Rows from a dataset of pages and code:
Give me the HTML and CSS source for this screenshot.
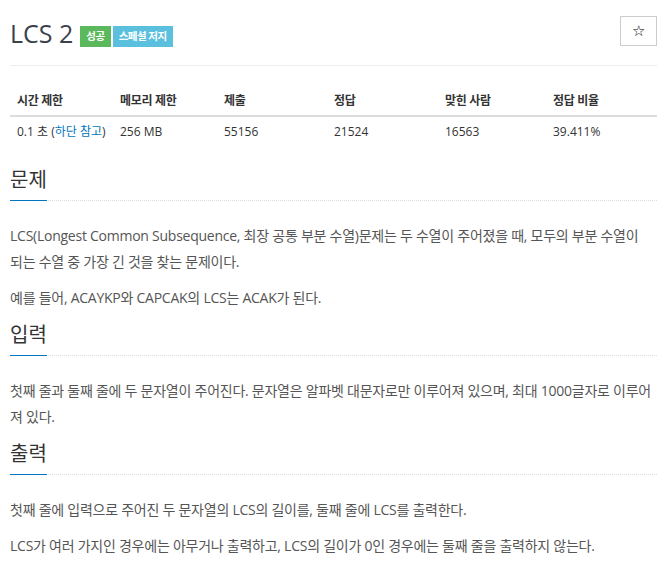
FILE: index.html
```html
<!DOCTYPE html>
<html>

<head>
  <title>LCS 2</title>
  <link rel="stylesheet" href="styles.css">
</head>

<body>
  <div class="container">
    <div class="page-header">
      <h1>
        <span class="title">LCS 2</span>
        <span class="label label-success">성공</span>
        <span class="label label-info">스페셜 저지</span>
      </h1>
      <button type="button" class="star-btn">&#9734;</button>
    </div>

    <table class="info-table">
      <colgroup>
        <col style="width: 103px">
        <col style="width: 104px">
        <col style="width: 110px">
        <col style="width: 111px">
        <col style="width: 108px">
        <col>
      </colgroup>
      <thead>
        <tr>
          <th>시간 제한</th>
          <th>메모리 제한</th>
          <th>제출</th>
          <th>정답</th>
          <th>맞힌 사람</th>
          <th>정답 비율</th>
        </tr>
      </thead>
      <tbody>
        <tr>
          <td>0.1 초 (<a href="#">하단 참고</a>)</td>
          <td>256 MB</td>
          <td>55156</td>
          <td>21524</td>
          <td>16563</td>
          <td>39.411%</td>
        </tr>
      </tbody>
    </table>

    <section class="problem-section">
      <div class="headline">
        <h2><span>문제</span></h2>
      </div>
      <div class="problem-text">
        <p class="keep-all">LCS(Longest Common Subsequence, 최장 공통 부분 수열)문제는 두 수열이 주어졌을 때, 모두의 부분 수열이 되는 수열 중 가장 긴 것을 찾는 문제이다.</p>
        <p>예를 들어, ACAYKP와 CAPCAK의 LCS는 ACAK가 된다.</p>
      </div>
    </section>

    <section class="problem-section">
      <div class="headline">
        <h2><span>입력</span></h2>
      </div>
      <div class="problem-text">
        <p>첫째 줄과 둘째 줄에 두 문자열이 주어진다. 문자열은 알파벳 대문자로만 이루어져 있으며, 최대 1000글자로 이루어져 있다.</p>
      </div>
    </section>

    <section class="problem-section">
      <div class="headline">
        <h2><span>출력</span></h2>
      </div>
      <div class="problem-text">
        <p>첫째 줄에 입력으로 주어진 두 문자열의 LCS의 길이를, 둘째 줄에 LCS를 출력한다.</p>
        <p>LCS가 여러 가지인 경우에는 아무거나 출력하고, LCS의 길이가 0인 경우에는 둘째 줄을 출력하지 않는다.</p>
      </div>
    </section>
  </div>
</body>

</html>
```

FILE: styles.css
```css
body {
  font-family: "Open Sans", "Noto Sans CJK KR", sans-serif;
  background-color: #fff;
  color: #555;
  margin: 0;
  padding: 0;
}

.container {
  padding: 16px 12px 0 10px;
}

.page-header {
  display: flex;
  justify-content: space-between;
  align-items: flex-start;
  padding-bottom: 15px;
  border-bottom: 1px solid #eee;
}

h1 {
  margin: 0;
  font-size: 25px;
  font-weight: 400;
  line-height: 34px;
  color: #3b424c;
  display: flex;
  align-items: center;
}

.title {
  margin-right: 7px;
}

.label {
  display: inline-block;
  font-size: 10.5px;
  font-weight: bold;
  letter-spacing: -0.5px;
  line-height: 21px;
  color: #fff;
  padding: 0 6px;
  margin-right: 2px;
  margin-top: 6px;
}

.label-success {
  background-color: #5cb85c;
}

.label-info {
  background-color: #5bc0de;
}

.star-btn {
  width: 37px;
  height: 30px;
  background-color: #fff;
  border: 1px solid #ccc;
  color: #000;
  font-size: 15px;
  padding: 0;
  cursor: pointer;
}

.info-table {
  width: 100%;
  border-collapse: collapse;
  margin-top: 18px;
  margin-bottom: 20px;
  font-size: 12px;
  line-height: 17px;
}

.info-table th {
  text-align: left;
  font-weight: bold;
  letter-spacing: -0.3px;
  color: #333;
  padding: 8px 7px 6px;
  border-bottom: 2px solid #ddd;
}

.info-table td {
  text-align: left;
  color: #333;
  padding: 6px 7px;
}

.info-table a {
  color: #0076c0;
  text-decoration: none;
}

.headline h2 {
  margin: 0;
  font-size: 20px;
  font-weight: 400;
  color: #333;
  line-height: 28px;
  border-bottom: 1px dotted #ddd;
}

.headline h2 span {
  display: inline-block;
  padding-bottom: 6px;
  border-bottom: 1px solid #0076c0;
  margin-bottom: -1px;
}

.problem-text {
  padding-top: 22px;
}

.problem-text p {
  margin: 0 0 10px;
  font-size: 14px;
  line-height: 26px;
  letter-spacing: -0.25px;
  color: #555;
}

.problem-text .keep-all {
  word-break: keep-all;
}
```
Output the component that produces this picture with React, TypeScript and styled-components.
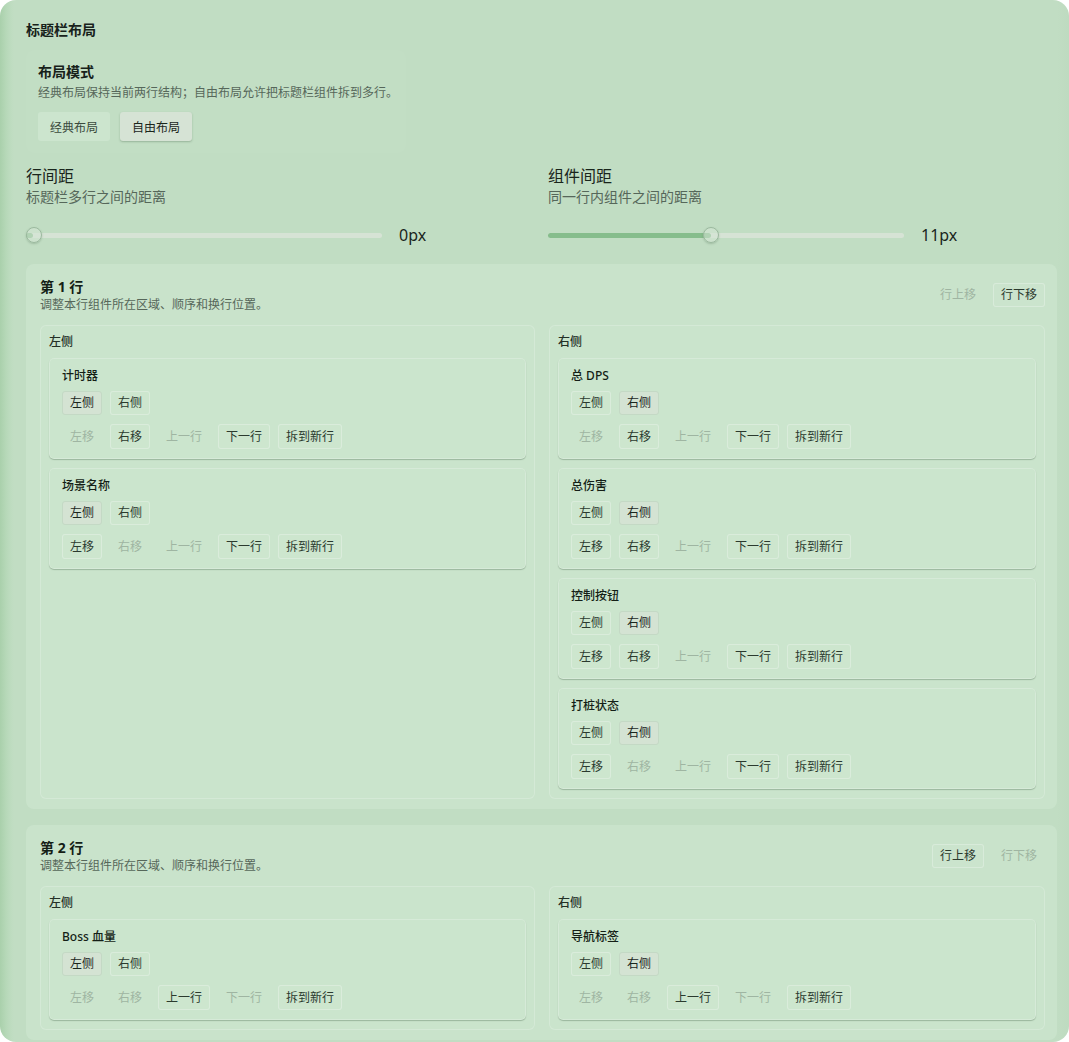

- **Written request**
Transcribe every line in the entries above, taking out only the images.

- **Answer to the exercise**
Give me the HTML and CSS source for this screenshot.
FILE: index.html
```html
<!DOCTYPE html>
<html>

<head>
  <title>LCS 2</title>
  <link rel="stylesheet" href="styles.css">
</head>

<body>
  <div class="container">
    <div class="page-header">
      <h1>
        <span class="title">LCS 2</span>
        <span class="label label-success">성공</span>
        <span class="label label-info">스페셜 저지</span>
      </h1>
      <button type="button" class="star-btn">&#9734;</button>
    </div>

    <table class="info-table">
      <colgroup>
        <col style="width: 103px">
        <col style="width: 104px">
        <col style="width: 110px">
        <col style="width: 111px">
        <col style="width: 108px">
        <col>
      </colgroup>
      <thead>
        <tr>
          <th>시간 제한</th>
          <th>메모리 제한</th>
          <th>제출</th>
          <th>정답</th>
          <th>맞힌 사람</th>
          <th>정답 비율</th>
        </tr>
      </thead>
      <tbody>
        <tr>
          <td>0.1 초 (<a href="#">하단 참고</a>)</td>
          <td>256 MB</td>
          <td>55156</td>
          <td>21524</td>
          <td>16563</td>
          <td>39.411%</td>
        </tr>
      </tbody>
    </table>

    <section class="problem-section">
      <div class="headline">
        <h2><span>문제</span></h2>
      </div>
      <div class="problem-text">
        <p class="keep-all">LCS(Longest Common Subsequence, 최장 공통 부분 수열)문제는 두 수열이 주어졌을 때, 모두의 부분 수열이 되는 수열 중 가장 긴 것을 찾는 문제이다.</p>
        <p>예를 들어, ACAYKP와 CAPCAK의 LCS는 ACAK가 된다.</p>
      </div>
    </section>

    <section class="problem-section">
      <div class="headline">
        <h2><span>입력</span></h2>
      </div>
      <div class="problem-text">
        <p>첫째 줄과 둘째 줄에 두 문자열이 주어진다. 문자열은 알파벳 대문자로만 이루어져 있으며, 최대 1000글자로 이루어져 있다.</p>
      </div>
    </section>

    <section class="problem-section">
      <div class="headline">
        <h2><span>출력</span></h2>
      </div>
      <div class="problem-text">
        <p>첫째 줄에 입력으로 주어진 두 문자열의 LCS의 길이를, 둘째 줄에 LCS를 출력한다.</p>
        <p>LCS가 여러 가지인 경우에는 아무거나 출력하고, LCS의 길이가 0인 경우에는 둘째 줄을 출력하지 않는다.</p>
      </div>
    </section>
  </div>
</body>

</html>
```

FILE: styles.css
```css
body {
  font-family: "Open Sans", "Noto Sans CJK KR", sans-serif;
  background-color: #fff;
  color: #555;
  margin: 0;
  padding: 0;
}

.container {
  padding: 16px 12px 0 10px;
}

.page-header {
  display: flex;
  justify-content: space-between;
  align-items: flex-start;
  padding-bottom: 15px;
  border-bottom: 1px solid #eee;
}

h1 {
  margin: 0;
  font-size: 25px;
  font-weight: 400;
  line-height: 34px;
  color: #3b424c;
  display: flex;
  align-items: center;
}

.title {
  margin-right: 7px;
}

.label {
  display: inline-block;
  font-size: 10.5px;
  font-weight: bold;
  letter-spacing: -0.5px;
  line-height: 21px;
  color: #fff;
  padding: 0 6px;
  margin-right: 2px;
  margin-top: 6px;
}

.label-success {
  background-color: #5cb85c;
}

.label-info {
  background-color: #5bc0de;
}

.star-btn {
  width: 37px;
  height: 30px;
  background-color: #fff;
  border: 1px solid #ccc;
  color: #000;
  font-size: 15px;
  padding: 0;
  cursor: pointer;
}

.info-table {
  width: 100%;
  border-collapse: collapse;
  margin-top: 18px;
  margin-bottom: 20px;
  font-size: 12px;
  line-height: 17px;
}

.info-table th {
  text-align: left;
  font-weight: bold;
  letter-spacing: -0.3px;
  color: #333;
  padding: 8px 7px 6px;
  border-bottom: 2px solid #ddd;
}

.info-table td {
  text-align: left;
  color: #333;
  padding: 6px 7px;
}

.info-table a {
  color: #0076c0;
  text-decoration: none;
}

.headline h2 {
  margin: 0;
  font-size: 20px;
  font-weight: 400;
  color: #333;
  line-height: 28px;
  border-bottom: 1px dotted #ddd;
}

.headline h2 span {
  display: inline-block;
  padding-bottom: 6px;
  border-bottom: 1px solid #0076c0;
  margin-bottom: -1px;
}

.problem-text {
  padding-top: 22px;
}

.problem-text p {
  margin: 0 0 10px;
  font-size: 14px;
  line-height: 26px;
  letter-spacing: -0.25px;
  color: #555;
}

.problem-text .keep-all {
  word-break: keep-all;
}
```
Output the component that produces this picture with React, TypeScript and styled-components.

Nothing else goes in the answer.